Investigations on the seismic behaviour of concrete-filled thin-walled elliptical steel tubular column: Testing and novel FE modelling

Abstract

This paper designs and tests a total of eight concrete-filled thin-walled elliptical steel tubular (CFEST) columns imposed with lateral cyclic load and axial force to acknowledge their seismic behaviour. The crucial seismic performance analyses on the failure modes, the seismic strength, the ductility index, the energy dissipation, the strength degeneration, and rigidity degeneration of the thin-walled CFEST columns are successively performed.

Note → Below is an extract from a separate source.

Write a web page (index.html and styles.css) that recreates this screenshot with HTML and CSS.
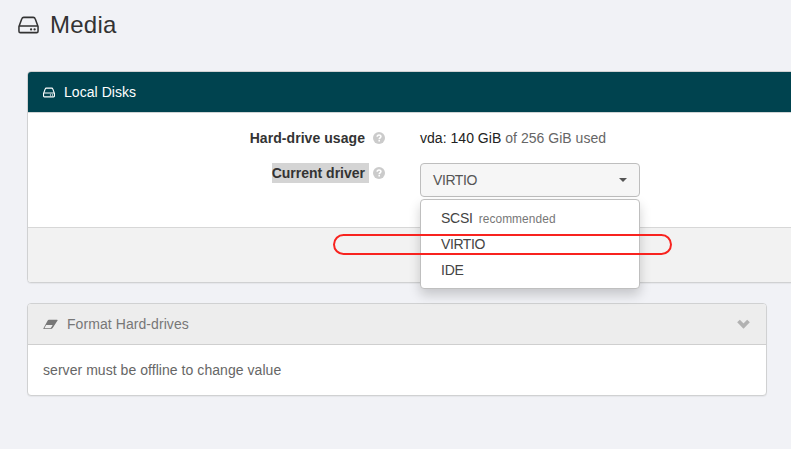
FILE: index.html
```html
<!DOCTYPE html>
<html lang="en">
<head>
<meta charset="utf-8">
<title>Media</title>
<link rel="stylesheet" href="styles.css">
</head>
<body>
<svg class="defs" aria-hidden="true">
  <symbol id="drive" viewBox="0 0 22 18">
    <path d="M1 10.500 4 2.500Q4.500 1 6 1H16Q17.500 1 18 2.500L21 10.500V15.500Q21 17 19.500 17H2.500Q1 17 1 15.500ZM1 10H21" fill="none" stroke="currentColor" stroke-linejoin="round"/>
    <circle cx="13.700" cy="13.600" r="1.200" fill="currentColor"/>
    <circle cx="17.400" cy="13.600" r="1.200" fill="currentColor"/>
  </symbol>
  <symbol id="help" viewBox="0 0 12 12">
    <circle cx="6" cy="6" r="6" fill="#cbcbcb"/>
    <path d="M4.200 4.700C4.200 2.400 7.900 2.500 7.900 4.500C7.900 5.800 6.200 5.800 6.200 7.200" fill="none" stroke="#fff" stroke-width="1.600"/>
    <path d="M5.400 8h1.600v1.600H5.400z" fill="#fff"/>
  </symbol>
</svg>
<h1 class="title"><svg class="title-icon"><use href="#drive"/></svg><span>Media</span></h1>
<section class="panel disks">
  <header class="disks-head"><svg class="head-icon"><use href="#drive"/></svg><span>Local Disks</span></header>
  <div class="disks-body">
    <div class="row">
      <div class="label"><b class="usage">Hard-drive usage</b><svg class="help"><use href="#help"/></svg></div>
      <div class="value"><span class="strong">vda: 140 GiB</span> of 256 GiB used</div>
    </div>
    <div class="row driver">
      <div class="label"><b class="selected">Current driver</b><svg class="help"><use href="#help"/></svg></div>
      <div class="select">
        <div class="select-box"><span class="virtio">VIRTIO</span><i class="caret"></i></div>
        <ul class="menu">
          <li><span class="scsi">SCSI</span><small>recommended</small></li>
          <li><span class="virtio">VIRTIO</span></li>
          <li><span class="scsi">IDE</span></li>
        </ul>
        <div class="highlight"></div>
      </div>
    </div>
  </div>
  <footer class="disks-foot"></footer>
</section>
<section class="panel format">
  <header class="format-head">
    <svg class="eraser" viewBox="0 0 16 11"><path d="M6.200 .3H14.900Q16 .3 15.500 1.200L10.500 9Q9.600 10.300 8.200 10.300H1Q0 10.300 .5 9.400L5 1.200Q5.500 .3 6.200 .3ZM3.300 6 1.500 9.400H8.200L10.300 6Z" fill="currentColor" fill-rule="evenodd"/></svg>
    <span>Format Hard-drives</span>
    <svg class="chevron" viewBox="0 0 13 10"><path d="M1.500 2 6.500 7 11.500 2" fill="none" stroke="#b2b2b2" stroke-width="3.800"/></svg>
  </header>
  <div class="format-body"><span>server must be offline to change value</span></div>
</section>
</body>
</html>
```
FILE: styles.css
```css
* { box-sizing: border-box; }
body {
  margin: 0;
  height: 449px;
  overflow: hidden;
  background: #f1f2f6;
  color: #333;
  font: 14px/20px "Liberation Sans", Arial, sans-serif;
}
.defs { position: absolute; width: 0; height: 0; }
svg { flex: none; display: block; }
.title {
  display: flex;
  align-items: center;
  height: 50px;
  margin: 0 0 21px;
  padding-left: 18px;
  gap: 11px;
  font-size: 24px;
  font-weight: 400;
  line-height: 30px;
  letter-spacing: .25px;
}
.title-icon { width: 21px; height: 18px; stroke-width: 1.6; }
.panel {
  margin-left: 27px;
  border: 1px solid #d0d1d2;
  border-radius: 4px;
  background: #fff;
  box-shadow: 0 1px 1px rgba(0, 0, 0, .05);
}
.disks { width: 780px; height: 212px; }
.disks-head {
  display: flex;
  align-items: center;
  height: 41px;
  padding-left: 15px;
  gap: 9px;
  border-bottom: 1px solid #d0d4d5;
  border-radius: 3px 3px 0 0;
  background: #00434f;
  color: #fff;
}
.disks-head span { letter-spacing: .05px; }
.head-icon { width: 12px; height: 11px; stroke-width: 2; }
.disks-body { height: 114px; padding-top: 15px; }
.row { display: flex; height: 35px; }
.label {
  display: flex;
  width: 357px;
  margin-right: 35px;
  justify-content: flex-end;
  gap: 4px;
  align-items: flex-start;
}
.label b { height: 20px; padding-right: 4px; }
.label .usage { letter-spacing: .06px; }
.selected { background: #d4d4d4; }
.help { width: 12px; height: 12px; margin-top: 4px; }
.value { color: #666; letter-spacing: .03px; }
.strong { color: #222; }
.select { position: relative; width: 220px; }
.select-box {
  display: flex;
  align-items: center;
  justify-content: space-between;
  height: 34px;
  padding: 0 12px;
  border: 1px solid #bebebe;
  border-radius: 4px;
  background: #f6f6f6;
  color: #555;
}
.virtio { letter-spacing: -.42px; }
.scsi { letter-spacing: -.25px; }
.caret { border: 5px solid transparent; border-top: 4px solid #555; border-bottom: 0; border-left-width: 4px; border-right-width: 4px; }
.menu {
  position: absolute;
  top: 36px;
  left: 0;
  width: 220px;
  height: 90px;
  margin: 0;
  padding: 5px 0;
  list-style: none;
  border: 1px solid #bfbfbf;
  border-radius: 4px;
  background: #fff;
  box-shadow: 0 6px 12px rgba(0, 0, 0, .18);
  color: #444;
}
.menu li { display: flex; height: 26px; padding: 3px 20px; align-items: baseline; }
.menu small { margin-left: 6px; font-size: 11.9px; letter-spacing: .08px; color: #777; }
.highlight {
  position: absolute;
  top: 71px;
  left: -87px;
  width: 339px;
  height: 21px;
  border: 2px solid #f8231f;
  border-radius: 10.5px;
}
.disks-foot { height: 55px; border-top: 1px solid #d7d7d7; background: #f2f2f2; border-radius: 0 0 3px 3px; }
.format { width: 740px; height: 93px; margin-top: 20px; }
.format-head {
  display: flex;
  align-items: center;
  height: 41px;
  padding: 0 16px 0 15px;
  border-bottom: 1px solid #cfcfcf;
  border-radius: 3px 3px 0 0;
  background: #ededed;
  color: #777;
}
.format-head span { letter-spacing: .07px; }
.eraser { width: 15px; height: 11px; margin-right: 9px; }
.chevron { width: 13px; height: 10px; margin-left: auto; }
.format-body { padding: 15px; color: #666; letter-spacing: .05px; }
```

Then a novel numerical analytical approach based on OpenSees software is developed initially by using a code programming process for the elliptical cross section. Particularly, the featured seismic properties of the CFEST column on the strength, rigidity and energy dissipation with respect to those of circular and square CFST columns are revealed. Development rules of CFEST columns’ seismic behaviour under the influence of various material and geometric parameters are investigated as well. Finally, calculation formulae for assessing the initial rigidity, peak force, peak displacement and descending rigidity of the CFEST column subjected to cyclic load are proposed. The findings indicate that the thin-walled CFEST column offers good seismic performance. Unlike the circular and square CFST columns, the outward local buckling failure of the steel tube is usually developed from the small to the large curvature regions. Under the same sectional area and steel ratio, the seismic resistance, initial rigidity, and energy dissipation of the CFEST column loaded along the major axis are much higher than those of the circular and square CFST columns, which should be fully used in engineering practice.